**Problem to solve:**
Extract every line that contains the string "with".

◆ ◆ ◆

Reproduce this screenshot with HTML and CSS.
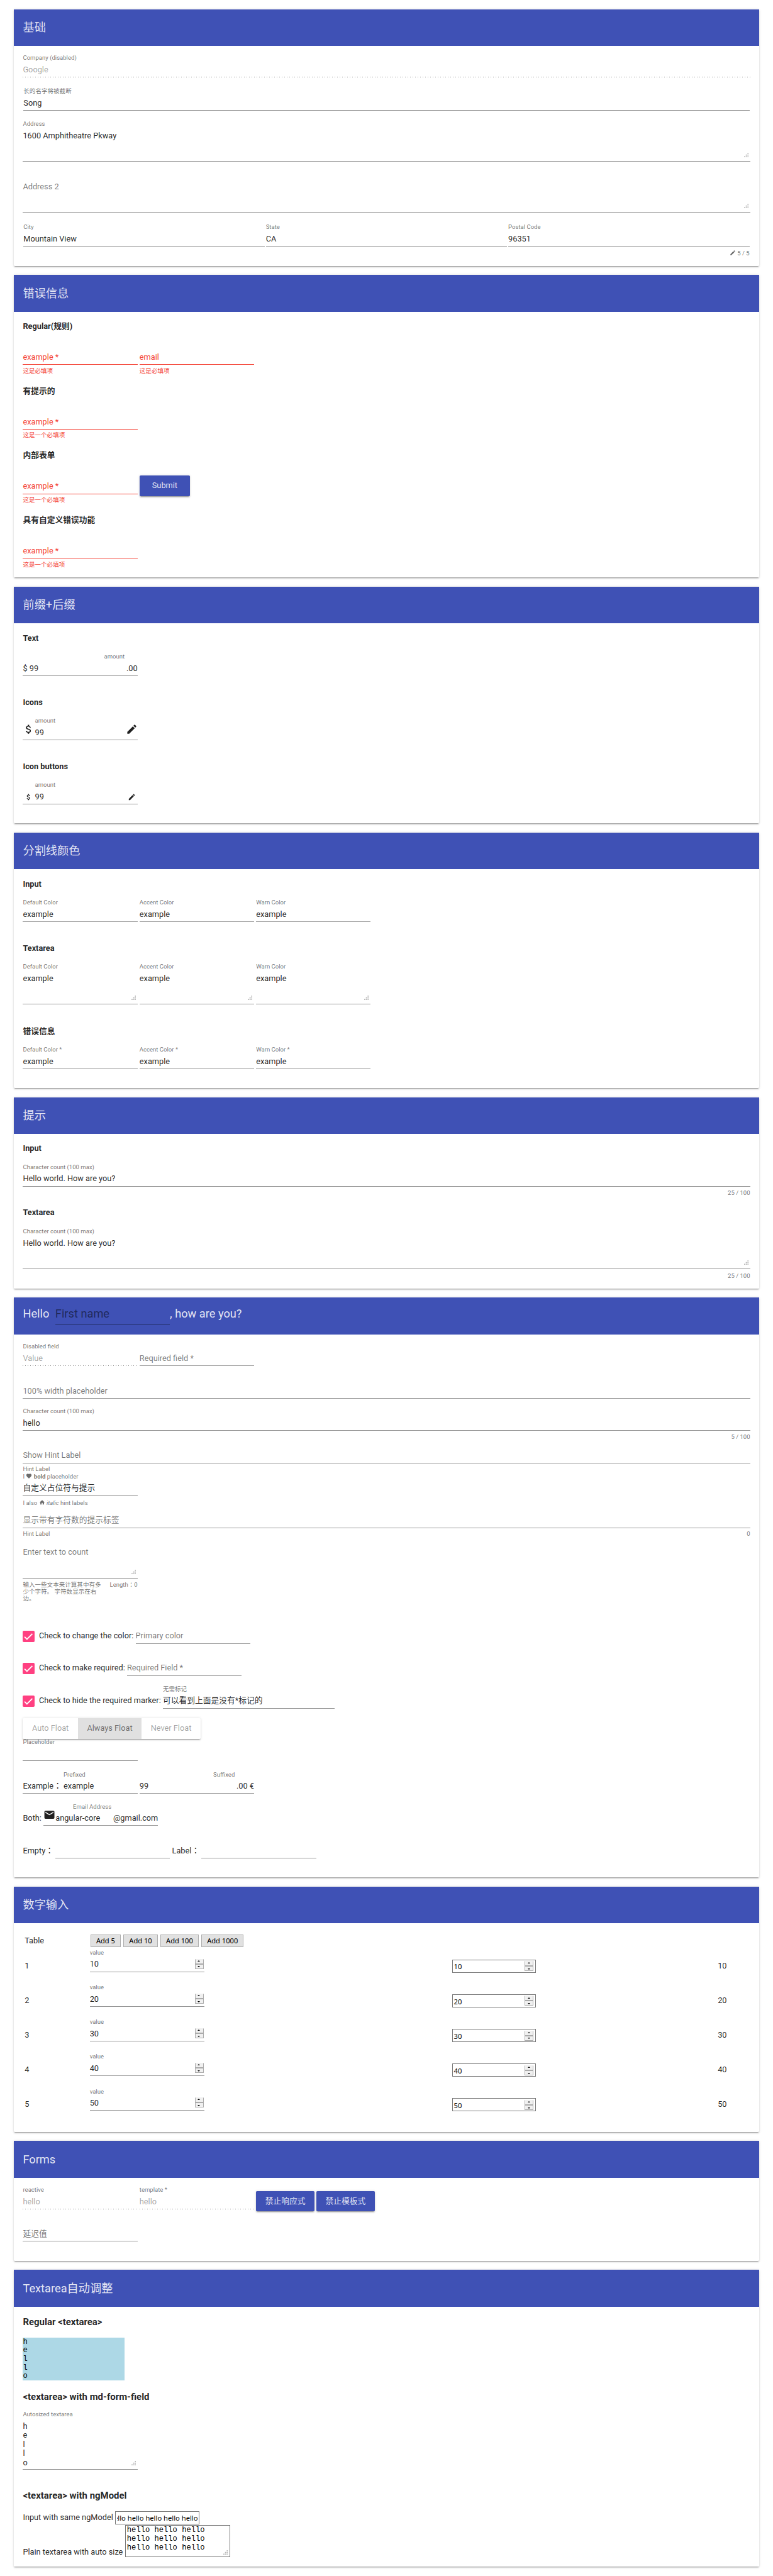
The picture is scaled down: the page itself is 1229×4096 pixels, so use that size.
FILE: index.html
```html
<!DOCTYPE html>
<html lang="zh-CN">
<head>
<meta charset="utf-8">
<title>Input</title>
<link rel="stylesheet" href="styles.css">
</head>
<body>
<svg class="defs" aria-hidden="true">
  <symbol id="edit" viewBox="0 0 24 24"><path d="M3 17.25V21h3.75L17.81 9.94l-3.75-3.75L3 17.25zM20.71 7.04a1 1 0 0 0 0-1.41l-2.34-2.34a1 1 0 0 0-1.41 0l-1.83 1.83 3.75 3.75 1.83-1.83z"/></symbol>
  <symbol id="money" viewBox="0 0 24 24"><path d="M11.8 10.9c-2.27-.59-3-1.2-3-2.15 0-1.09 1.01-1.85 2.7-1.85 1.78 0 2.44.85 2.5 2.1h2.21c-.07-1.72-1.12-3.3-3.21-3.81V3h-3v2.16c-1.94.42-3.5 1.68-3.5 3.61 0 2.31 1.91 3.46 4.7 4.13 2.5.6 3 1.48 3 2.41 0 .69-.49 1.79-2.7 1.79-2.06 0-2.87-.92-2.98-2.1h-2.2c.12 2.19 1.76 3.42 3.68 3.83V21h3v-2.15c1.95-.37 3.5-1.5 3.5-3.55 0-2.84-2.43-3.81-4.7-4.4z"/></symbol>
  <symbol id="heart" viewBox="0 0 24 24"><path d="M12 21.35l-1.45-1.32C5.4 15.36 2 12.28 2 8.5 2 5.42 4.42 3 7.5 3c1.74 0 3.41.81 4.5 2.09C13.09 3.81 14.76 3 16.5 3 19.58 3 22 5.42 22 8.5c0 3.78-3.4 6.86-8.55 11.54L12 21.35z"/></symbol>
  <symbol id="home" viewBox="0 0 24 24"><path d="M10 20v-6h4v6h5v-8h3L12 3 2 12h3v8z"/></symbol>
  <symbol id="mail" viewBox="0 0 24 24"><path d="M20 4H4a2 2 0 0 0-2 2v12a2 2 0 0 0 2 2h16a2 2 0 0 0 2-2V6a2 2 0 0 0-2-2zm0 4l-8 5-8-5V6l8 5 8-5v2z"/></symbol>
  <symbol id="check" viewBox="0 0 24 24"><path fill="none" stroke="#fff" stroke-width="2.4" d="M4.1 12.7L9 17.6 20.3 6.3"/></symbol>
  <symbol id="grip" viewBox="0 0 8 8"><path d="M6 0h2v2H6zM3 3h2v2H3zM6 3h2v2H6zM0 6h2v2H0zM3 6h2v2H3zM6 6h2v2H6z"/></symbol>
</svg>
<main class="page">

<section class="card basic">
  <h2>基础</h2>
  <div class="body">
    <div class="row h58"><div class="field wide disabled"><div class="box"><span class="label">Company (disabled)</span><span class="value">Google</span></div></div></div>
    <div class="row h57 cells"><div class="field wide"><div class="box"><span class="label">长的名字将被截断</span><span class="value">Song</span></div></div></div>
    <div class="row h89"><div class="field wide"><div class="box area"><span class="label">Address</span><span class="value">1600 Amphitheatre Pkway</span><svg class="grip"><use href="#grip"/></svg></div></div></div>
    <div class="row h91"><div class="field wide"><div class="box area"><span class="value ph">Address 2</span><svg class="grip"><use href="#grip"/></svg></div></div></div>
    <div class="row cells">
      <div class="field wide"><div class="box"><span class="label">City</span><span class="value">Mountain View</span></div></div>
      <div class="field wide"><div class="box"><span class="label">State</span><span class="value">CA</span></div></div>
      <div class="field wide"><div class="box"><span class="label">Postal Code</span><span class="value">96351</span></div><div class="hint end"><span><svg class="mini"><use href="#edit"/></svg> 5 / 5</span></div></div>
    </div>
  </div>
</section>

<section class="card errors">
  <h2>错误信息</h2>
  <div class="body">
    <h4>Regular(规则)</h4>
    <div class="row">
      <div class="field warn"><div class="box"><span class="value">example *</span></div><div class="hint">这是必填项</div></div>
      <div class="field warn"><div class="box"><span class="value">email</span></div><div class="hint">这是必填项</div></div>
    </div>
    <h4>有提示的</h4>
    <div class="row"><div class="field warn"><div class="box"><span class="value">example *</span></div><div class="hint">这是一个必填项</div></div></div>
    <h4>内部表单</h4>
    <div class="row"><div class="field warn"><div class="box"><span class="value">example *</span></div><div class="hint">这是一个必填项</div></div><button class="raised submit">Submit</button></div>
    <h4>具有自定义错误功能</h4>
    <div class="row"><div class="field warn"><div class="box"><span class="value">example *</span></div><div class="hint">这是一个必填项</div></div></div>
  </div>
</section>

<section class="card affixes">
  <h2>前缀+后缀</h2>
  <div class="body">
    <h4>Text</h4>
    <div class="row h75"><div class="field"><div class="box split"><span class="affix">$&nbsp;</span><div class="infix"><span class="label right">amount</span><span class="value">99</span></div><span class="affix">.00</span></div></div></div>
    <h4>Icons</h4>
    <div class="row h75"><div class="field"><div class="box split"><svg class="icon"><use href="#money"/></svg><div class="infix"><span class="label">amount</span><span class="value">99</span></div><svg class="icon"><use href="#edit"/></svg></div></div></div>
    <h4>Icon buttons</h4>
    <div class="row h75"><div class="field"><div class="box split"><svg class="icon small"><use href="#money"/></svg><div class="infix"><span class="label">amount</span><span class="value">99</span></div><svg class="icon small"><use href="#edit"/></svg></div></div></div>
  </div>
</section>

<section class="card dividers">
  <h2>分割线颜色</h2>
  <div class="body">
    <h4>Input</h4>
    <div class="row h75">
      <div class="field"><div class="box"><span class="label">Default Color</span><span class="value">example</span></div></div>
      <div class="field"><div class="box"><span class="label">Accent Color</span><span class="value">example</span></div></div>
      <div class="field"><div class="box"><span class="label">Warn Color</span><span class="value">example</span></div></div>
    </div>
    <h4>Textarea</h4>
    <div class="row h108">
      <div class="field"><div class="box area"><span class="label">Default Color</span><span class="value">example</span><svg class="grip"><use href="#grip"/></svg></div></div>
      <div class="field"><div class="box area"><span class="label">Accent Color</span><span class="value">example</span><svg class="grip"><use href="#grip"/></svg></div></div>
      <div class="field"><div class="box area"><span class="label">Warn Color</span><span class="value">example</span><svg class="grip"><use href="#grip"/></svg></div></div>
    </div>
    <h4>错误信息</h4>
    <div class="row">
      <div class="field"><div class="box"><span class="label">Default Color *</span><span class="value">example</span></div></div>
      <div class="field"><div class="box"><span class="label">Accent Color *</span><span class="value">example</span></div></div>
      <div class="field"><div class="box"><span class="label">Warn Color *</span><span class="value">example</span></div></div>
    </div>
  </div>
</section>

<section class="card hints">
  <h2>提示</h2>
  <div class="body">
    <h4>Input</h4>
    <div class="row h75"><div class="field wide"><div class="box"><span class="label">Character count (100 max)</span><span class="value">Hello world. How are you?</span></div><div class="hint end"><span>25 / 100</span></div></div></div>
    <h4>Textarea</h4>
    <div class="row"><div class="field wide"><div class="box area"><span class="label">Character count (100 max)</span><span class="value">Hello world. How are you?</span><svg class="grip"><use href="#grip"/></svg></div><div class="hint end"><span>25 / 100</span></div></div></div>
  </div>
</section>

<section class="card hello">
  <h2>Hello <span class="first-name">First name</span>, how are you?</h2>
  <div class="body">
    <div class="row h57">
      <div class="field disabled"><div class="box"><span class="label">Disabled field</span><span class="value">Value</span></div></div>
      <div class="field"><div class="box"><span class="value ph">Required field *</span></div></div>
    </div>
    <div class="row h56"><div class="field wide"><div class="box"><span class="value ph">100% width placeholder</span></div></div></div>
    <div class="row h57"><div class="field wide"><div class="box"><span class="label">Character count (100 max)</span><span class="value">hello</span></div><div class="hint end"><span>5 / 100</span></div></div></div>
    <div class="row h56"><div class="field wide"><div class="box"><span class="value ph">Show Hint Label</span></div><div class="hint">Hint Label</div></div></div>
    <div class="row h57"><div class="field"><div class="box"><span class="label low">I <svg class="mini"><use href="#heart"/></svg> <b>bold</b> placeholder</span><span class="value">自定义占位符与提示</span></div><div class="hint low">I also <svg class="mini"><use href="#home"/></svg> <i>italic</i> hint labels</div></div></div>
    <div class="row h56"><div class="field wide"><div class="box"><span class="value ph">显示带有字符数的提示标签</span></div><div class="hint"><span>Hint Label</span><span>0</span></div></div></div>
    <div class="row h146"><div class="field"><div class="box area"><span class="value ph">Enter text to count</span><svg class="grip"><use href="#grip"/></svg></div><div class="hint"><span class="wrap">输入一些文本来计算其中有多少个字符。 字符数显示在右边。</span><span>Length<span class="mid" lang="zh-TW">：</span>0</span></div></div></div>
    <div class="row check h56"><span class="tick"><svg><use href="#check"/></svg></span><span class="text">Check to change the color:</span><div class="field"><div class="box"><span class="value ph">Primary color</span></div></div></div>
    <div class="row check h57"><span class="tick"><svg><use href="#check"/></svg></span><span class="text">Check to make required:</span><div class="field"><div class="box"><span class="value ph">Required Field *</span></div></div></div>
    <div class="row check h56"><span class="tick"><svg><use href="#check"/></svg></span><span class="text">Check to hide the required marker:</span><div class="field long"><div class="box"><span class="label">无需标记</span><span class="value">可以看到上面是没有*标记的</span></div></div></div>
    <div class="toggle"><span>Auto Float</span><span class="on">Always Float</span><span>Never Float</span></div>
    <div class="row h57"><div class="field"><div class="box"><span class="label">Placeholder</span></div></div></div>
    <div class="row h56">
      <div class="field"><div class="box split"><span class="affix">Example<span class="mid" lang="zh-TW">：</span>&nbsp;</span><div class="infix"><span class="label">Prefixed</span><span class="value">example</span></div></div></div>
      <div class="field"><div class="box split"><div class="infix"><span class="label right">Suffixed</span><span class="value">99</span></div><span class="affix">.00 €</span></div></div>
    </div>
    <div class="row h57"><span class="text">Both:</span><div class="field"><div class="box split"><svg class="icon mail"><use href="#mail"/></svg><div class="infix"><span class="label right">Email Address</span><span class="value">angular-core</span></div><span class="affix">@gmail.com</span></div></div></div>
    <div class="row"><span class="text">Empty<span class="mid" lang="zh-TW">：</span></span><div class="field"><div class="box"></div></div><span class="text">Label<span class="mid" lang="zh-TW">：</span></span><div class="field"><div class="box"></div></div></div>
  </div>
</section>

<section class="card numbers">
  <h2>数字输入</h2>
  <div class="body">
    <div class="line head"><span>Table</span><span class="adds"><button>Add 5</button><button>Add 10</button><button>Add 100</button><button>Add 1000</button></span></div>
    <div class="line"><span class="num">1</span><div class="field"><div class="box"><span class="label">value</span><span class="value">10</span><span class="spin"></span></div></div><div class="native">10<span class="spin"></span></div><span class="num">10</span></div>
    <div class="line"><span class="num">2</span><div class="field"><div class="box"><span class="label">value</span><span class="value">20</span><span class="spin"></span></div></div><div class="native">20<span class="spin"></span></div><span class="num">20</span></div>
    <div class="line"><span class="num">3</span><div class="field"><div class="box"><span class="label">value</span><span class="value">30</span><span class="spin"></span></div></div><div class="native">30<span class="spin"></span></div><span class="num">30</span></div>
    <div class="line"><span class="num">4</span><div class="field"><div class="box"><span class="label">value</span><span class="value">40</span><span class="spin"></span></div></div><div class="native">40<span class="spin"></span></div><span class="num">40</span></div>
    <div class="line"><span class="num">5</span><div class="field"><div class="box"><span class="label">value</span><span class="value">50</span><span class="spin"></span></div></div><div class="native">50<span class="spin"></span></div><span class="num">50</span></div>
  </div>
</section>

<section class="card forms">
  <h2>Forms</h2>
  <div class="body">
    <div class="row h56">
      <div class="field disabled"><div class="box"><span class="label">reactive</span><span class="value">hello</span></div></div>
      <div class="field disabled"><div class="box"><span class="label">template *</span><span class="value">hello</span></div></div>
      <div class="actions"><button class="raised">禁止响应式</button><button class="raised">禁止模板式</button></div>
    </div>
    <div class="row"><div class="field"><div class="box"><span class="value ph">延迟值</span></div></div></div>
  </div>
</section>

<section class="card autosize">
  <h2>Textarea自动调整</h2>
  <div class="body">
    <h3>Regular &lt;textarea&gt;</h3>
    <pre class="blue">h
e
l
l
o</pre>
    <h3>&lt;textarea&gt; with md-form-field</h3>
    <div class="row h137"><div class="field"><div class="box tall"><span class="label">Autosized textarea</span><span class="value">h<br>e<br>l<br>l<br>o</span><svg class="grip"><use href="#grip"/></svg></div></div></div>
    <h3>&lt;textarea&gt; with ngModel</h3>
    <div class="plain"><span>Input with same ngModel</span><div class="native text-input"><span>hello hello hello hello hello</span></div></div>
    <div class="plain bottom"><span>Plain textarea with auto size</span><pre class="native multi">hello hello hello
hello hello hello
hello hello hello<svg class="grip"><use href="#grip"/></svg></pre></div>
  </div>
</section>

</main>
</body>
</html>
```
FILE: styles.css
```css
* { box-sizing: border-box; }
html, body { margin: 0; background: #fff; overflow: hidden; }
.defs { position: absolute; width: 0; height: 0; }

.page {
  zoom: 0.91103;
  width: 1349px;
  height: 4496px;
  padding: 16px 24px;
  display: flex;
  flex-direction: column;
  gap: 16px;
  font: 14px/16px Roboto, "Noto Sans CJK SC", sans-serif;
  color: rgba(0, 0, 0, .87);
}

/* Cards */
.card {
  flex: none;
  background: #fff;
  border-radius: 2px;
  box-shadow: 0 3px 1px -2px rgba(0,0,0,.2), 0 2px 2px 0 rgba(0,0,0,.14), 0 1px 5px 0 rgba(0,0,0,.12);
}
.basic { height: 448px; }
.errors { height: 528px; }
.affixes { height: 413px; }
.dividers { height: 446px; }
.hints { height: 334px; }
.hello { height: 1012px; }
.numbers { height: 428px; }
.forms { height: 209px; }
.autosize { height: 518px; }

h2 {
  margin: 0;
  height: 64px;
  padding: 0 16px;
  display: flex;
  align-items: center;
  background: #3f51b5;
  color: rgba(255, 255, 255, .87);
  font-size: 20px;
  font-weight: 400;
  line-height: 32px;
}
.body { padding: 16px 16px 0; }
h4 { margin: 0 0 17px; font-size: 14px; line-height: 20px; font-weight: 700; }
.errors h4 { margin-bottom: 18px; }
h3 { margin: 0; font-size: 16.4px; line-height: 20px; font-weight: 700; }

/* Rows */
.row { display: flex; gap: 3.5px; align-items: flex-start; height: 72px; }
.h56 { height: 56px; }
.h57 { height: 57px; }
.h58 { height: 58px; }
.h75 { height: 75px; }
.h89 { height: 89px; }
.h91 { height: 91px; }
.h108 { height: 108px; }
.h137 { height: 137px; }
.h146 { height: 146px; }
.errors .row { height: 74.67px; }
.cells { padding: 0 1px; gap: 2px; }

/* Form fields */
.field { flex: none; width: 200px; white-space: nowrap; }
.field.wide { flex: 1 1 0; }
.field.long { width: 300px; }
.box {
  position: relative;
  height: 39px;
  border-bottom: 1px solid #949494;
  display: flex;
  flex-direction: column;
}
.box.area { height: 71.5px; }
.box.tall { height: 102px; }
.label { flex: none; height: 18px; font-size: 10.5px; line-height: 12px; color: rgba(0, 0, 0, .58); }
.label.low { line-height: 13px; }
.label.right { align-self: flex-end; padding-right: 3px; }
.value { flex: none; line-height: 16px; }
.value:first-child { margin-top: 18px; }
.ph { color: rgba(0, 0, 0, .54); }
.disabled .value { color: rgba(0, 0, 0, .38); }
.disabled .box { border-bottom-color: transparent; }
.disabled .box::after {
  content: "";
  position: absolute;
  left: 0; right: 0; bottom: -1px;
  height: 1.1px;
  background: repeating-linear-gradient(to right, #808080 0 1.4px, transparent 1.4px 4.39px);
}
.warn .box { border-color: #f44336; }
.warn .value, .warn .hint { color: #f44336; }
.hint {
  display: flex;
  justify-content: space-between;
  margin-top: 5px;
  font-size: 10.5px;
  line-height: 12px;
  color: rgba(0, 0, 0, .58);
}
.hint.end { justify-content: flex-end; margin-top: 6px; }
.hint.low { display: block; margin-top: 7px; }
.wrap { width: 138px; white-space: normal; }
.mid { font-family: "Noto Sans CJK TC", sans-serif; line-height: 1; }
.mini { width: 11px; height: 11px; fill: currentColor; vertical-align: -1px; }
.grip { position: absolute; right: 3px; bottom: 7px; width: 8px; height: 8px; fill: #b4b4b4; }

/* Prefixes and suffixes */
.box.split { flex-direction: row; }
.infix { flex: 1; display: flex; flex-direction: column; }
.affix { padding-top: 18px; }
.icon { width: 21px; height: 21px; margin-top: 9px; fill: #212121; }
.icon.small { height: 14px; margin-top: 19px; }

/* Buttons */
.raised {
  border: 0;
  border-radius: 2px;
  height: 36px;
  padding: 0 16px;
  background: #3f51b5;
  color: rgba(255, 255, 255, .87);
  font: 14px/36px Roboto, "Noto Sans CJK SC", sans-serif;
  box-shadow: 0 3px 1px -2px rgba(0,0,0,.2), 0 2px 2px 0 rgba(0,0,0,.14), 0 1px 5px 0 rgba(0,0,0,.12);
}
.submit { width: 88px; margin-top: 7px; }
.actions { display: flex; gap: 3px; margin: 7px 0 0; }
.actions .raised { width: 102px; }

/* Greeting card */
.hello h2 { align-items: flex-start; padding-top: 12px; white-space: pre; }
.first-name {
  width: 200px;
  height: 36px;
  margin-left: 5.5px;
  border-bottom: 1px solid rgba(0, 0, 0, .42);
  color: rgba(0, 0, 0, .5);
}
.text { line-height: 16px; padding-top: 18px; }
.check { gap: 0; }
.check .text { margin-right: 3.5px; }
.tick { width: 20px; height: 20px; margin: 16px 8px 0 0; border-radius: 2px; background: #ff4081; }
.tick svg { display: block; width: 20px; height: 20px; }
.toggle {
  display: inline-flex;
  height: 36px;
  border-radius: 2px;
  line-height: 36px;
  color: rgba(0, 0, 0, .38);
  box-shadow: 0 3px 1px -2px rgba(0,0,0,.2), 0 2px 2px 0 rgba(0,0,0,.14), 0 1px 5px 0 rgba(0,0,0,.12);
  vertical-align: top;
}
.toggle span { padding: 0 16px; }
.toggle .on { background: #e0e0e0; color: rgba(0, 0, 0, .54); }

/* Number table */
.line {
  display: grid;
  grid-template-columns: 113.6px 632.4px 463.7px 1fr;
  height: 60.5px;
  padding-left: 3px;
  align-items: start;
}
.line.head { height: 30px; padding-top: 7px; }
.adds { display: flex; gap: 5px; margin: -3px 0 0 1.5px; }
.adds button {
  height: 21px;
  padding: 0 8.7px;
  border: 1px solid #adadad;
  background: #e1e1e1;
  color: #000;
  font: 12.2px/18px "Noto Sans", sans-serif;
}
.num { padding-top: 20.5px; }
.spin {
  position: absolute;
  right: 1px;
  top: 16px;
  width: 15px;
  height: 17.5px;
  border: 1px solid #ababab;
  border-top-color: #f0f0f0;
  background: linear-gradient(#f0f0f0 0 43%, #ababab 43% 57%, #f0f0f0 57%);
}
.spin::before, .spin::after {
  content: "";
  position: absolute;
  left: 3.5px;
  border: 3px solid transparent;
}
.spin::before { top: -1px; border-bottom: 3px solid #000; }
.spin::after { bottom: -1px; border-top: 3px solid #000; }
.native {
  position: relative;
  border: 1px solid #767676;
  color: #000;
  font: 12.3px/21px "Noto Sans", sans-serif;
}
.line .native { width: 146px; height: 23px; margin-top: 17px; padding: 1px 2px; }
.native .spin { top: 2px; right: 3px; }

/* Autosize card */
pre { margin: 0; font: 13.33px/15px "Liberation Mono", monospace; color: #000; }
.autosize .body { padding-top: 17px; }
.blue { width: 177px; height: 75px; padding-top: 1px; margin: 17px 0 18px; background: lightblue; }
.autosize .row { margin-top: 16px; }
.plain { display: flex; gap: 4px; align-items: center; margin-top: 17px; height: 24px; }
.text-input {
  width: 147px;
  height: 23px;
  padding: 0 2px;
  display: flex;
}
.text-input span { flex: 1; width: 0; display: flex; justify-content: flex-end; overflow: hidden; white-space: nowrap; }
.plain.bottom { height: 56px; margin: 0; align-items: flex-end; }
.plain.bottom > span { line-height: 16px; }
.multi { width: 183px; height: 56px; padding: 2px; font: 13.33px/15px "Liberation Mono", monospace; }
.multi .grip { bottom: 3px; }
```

◆ ◆ ◆

**Exercise solution:**
Reproduce this screenshot with HTML and CSS.
    <h3>&lt;textarea&gt; with md-form-field</h3>
    <h3>&lt;textarea&gt; with ngModel</h3>
    <div class="plain"><span>Input with same ngModel</span><div class="native text-input"><span>hello hello hello hello hello</span></div></div>
    <div class="plain bottom"><span>Plain textarea with auto size</span><pre class="native multi">hello hello hello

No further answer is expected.